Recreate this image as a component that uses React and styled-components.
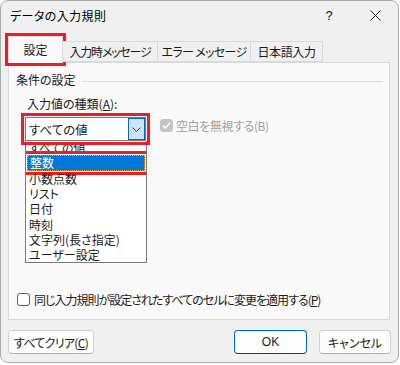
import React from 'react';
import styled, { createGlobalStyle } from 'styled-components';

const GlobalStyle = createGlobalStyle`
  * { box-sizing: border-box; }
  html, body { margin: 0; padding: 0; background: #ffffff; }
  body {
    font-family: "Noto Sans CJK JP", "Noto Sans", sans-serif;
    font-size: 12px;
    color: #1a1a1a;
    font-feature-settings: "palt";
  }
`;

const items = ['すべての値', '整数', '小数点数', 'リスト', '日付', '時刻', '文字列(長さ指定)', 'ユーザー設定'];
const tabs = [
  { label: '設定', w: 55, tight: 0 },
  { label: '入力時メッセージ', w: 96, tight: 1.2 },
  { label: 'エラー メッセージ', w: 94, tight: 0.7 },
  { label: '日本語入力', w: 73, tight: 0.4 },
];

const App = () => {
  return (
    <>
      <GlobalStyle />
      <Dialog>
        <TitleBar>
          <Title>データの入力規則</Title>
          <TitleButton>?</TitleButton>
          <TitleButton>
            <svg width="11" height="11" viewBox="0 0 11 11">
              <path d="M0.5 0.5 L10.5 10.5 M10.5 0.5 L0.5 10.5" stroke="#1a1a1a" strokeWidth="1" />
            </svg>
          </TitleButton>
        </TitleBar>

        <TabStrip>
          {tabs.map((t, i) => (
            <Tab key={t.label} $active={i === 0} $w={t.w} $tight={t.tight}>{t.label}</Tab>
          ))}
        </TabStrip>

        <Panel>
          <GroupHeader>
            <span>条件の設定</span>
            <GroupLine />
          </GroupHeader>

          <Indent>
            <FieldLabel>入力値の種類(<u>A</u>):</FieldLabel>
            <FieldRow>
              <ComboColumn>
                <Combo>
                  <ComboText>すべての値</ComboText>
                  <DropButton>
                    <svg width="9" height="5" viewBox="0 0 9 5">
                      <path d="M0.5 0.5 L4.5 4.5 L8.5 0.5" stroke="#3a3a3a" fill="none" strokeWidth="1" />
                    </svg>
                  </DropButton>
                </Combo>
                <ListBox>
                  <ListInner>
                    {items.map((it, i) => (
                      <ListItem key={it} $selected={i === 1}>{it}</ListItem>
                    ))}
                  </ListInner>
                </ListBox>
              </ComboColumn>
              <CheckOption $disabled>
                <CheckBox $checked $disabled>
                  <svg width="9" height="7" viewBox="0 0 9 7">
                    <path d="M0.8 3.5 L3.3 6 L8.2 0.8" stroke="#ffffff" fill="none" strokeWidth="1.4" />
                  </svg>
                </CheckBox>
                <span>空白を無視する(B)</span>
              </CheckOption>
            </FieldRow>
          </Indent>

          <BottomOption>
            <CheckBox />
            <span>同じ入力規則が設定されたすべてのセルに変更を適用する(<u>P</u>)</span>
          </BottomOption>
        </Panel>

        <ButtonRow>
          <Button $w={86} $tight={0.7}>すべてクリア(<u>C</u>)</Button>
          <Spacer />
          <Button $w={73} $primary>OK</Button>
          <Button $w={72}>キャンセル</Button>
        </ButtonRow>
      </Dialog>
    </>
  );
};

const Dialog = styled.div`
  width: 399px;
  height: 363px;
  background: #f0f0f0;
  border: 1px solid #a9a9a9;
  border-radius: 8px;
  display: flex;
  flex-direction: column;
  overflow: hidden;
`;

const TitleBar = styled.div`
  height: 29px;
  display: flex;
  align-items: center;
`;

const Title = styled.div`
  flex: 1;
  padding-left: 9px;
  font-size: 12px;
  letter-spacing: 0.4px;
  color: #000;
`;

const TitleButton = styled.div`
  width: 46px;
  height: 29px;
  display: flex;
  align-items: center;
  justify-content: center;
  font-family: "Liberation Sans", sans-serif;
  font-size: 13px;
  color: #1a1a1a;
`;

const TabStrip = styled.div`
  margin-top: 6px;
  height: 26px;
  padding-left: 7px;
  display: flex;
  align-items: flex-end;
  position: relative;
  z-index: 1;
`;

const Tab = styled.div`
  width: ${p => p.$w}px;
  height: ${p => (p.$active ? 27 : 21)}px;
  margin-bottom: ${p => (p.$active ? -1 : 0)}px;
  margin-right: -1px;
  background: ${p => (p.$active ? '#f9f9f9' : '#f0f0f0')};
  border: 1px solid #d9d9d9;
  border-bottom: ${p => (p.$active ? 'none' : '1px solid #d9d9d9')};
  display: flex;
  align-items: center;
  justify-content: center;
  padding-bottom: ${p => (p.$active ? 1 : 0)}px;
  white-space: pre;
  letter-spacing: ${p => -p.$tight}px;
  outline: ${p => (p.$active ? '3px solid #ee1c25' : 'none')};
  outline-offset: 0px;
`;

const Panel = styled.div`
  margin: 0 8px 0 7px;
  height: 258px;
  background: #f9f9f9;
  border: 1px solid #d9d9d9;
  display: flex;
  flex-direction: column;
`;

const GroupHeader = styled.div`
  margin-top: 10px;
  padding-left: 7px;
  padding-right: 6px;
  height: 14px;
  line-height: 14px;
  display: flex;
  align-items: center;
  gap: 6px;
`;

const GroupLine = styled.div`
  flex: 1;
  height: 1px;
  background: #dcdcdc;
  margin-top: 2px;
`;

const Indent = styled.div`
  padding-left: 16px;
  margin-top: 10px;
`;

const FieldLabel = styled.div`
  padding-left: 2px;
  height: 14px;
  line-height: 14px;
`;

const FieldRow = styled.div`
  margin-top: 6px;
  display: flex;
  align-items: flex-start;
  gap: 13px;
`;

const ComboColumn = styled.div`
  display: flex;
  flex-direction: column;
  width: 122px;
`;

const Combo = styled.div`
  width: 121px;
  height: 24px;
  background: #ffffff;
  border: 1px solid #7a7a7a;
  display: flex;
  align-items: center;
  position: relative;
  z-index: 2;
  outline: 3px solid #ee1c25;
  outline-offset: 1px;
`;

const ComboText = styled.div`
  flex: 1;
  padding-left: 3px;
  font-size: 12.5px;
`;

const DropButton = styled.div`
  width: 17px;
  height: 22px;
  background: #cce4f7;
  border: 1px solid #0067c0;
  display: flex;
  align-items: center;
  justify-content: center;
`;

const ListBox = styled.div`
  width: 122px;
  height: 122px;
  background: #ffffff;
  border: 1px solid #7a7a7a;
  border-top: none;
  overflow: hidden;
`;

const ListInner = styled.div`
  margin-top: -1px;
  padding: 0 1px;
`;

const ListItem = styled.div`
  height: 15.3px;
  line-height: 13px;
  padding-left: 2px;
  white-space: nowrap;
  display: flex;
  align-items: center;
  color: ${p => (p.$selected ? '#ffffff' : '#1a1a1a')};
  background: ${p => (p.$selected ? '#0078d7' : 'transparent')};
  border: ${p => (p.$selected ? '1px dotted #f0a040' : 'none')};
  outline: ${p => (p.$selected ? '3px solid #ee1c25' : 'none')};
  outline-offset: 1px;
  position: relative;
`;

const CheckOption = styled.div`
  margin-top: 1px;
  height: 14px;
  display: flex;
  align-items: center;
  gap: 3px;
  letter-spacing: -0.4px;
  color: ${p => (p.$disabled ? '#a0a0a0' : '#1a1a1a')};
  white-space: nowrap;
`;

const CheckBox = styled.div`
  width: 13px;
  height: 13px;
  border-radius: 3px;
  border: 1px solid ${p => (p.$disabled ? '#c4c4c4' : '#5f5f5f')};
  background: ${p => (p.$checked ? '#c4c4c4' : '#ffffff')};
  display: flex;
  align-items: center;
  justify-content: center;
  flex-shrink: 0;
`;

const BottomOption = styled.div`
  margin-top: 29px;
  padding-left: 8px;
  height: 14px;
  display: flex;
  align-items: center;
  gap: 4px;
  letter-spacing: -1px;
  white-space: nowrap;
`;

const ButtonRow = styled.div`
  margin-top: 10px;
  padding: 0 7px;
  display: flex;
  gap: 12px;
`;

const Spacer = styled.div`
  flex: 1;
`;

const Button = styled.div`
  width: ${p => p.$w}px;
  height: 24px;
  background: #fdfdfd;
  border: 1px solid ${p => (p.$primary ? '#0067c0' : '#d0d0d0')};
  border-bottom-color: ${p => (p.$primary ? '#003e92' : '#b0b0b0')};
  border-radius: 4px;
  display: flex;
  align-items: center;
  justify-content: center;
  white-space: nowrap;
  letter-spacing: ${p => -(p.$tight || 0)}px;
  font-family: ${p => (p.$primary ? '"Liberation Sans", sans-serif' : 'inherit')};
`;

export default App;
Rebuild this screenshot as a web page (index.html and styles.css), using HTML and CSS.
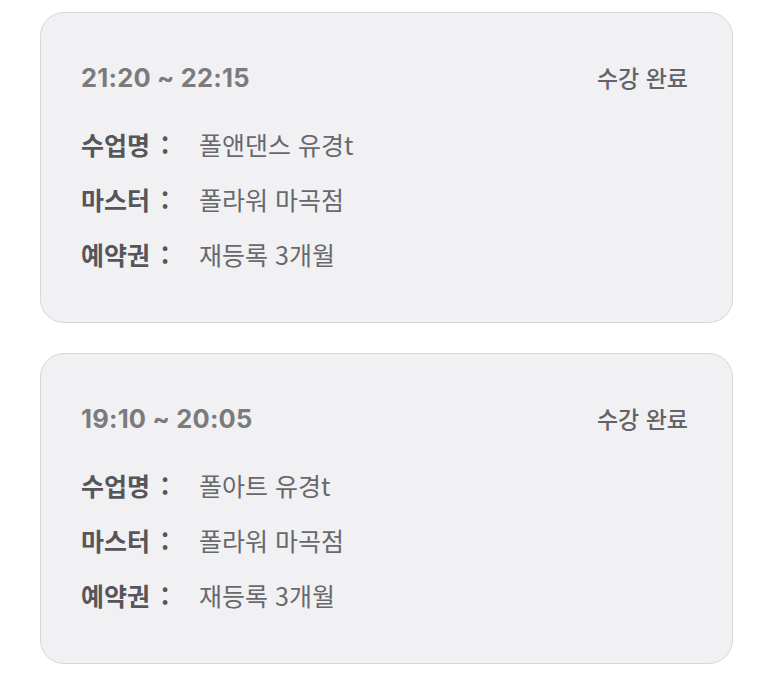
-.-.-
■ TASK TO COMPLETE ■
Could you repeat exactly the lines from the first one of the records above through the line containing "</GroupHeader>", leaving out any pictures?

■ ANSWER FOR THE TASK ■
Recreate this image as a component that uses React and styled-components.
import React from 'react';
import styled, { createGlobalStyle } from 'styled-components';

const GlobalStyle = createGlobalStyle`
  * { box-sizing: border-box; }
  html, body { margin: 0; padding: 0; background: #ffffff; }
  body {
    font-family: "Noto Sans CJK JP", "Noto Sans", sans-serif;
    font-size: 12px;
    color: #1a1a1a;
    font-feature-settings: "palt";
  }
`;

const items = ['すべての値', '整数', '小数点数', 'リスト', '日付', '時刻', '文字列(長さ指定)', 'ユーザー設定'];
const tabs = [
  { label: '設定', w: 55, tight: 0 },
  { label: '入力時メッセージ', w: 96, tight: 1.2 },
  { label: 'エラー メッセージ', w: 94, tight: 0.7 },
  { label: '日本語入力', w: 73, tight: 0.4 },
];

const App = () => {
  return (
    <>
      <GlobalStyle />
      <Dialog>
        <TitleBar>
          <Title>データの入力規則</Title>
          <TitleButton>?</TitleButton>
          <TitleButton>
            <svg width="11" height="11" viewBox="0 0 11 11">
              <path d="M0.5 0.5 L10.5 10.5 M10.5 0.5 L0.5 10.5" stroke="#1a1a1a" strokeWidth="1" />
            </svg>
          </TitleButton>
        </TitleBar>

        <TabStrip>
          {tabs.map((t, i) => (
            <Tab key={t.label} $active={i === 0} $w={t.w} $tight={t.tight}>{t.label}</Tab>
          ))}
        </TabStrip>

        <Panel>
          <GroupHeader>
            <span>条件の設定</span>
            <GroupLine />
          </GroupHeader>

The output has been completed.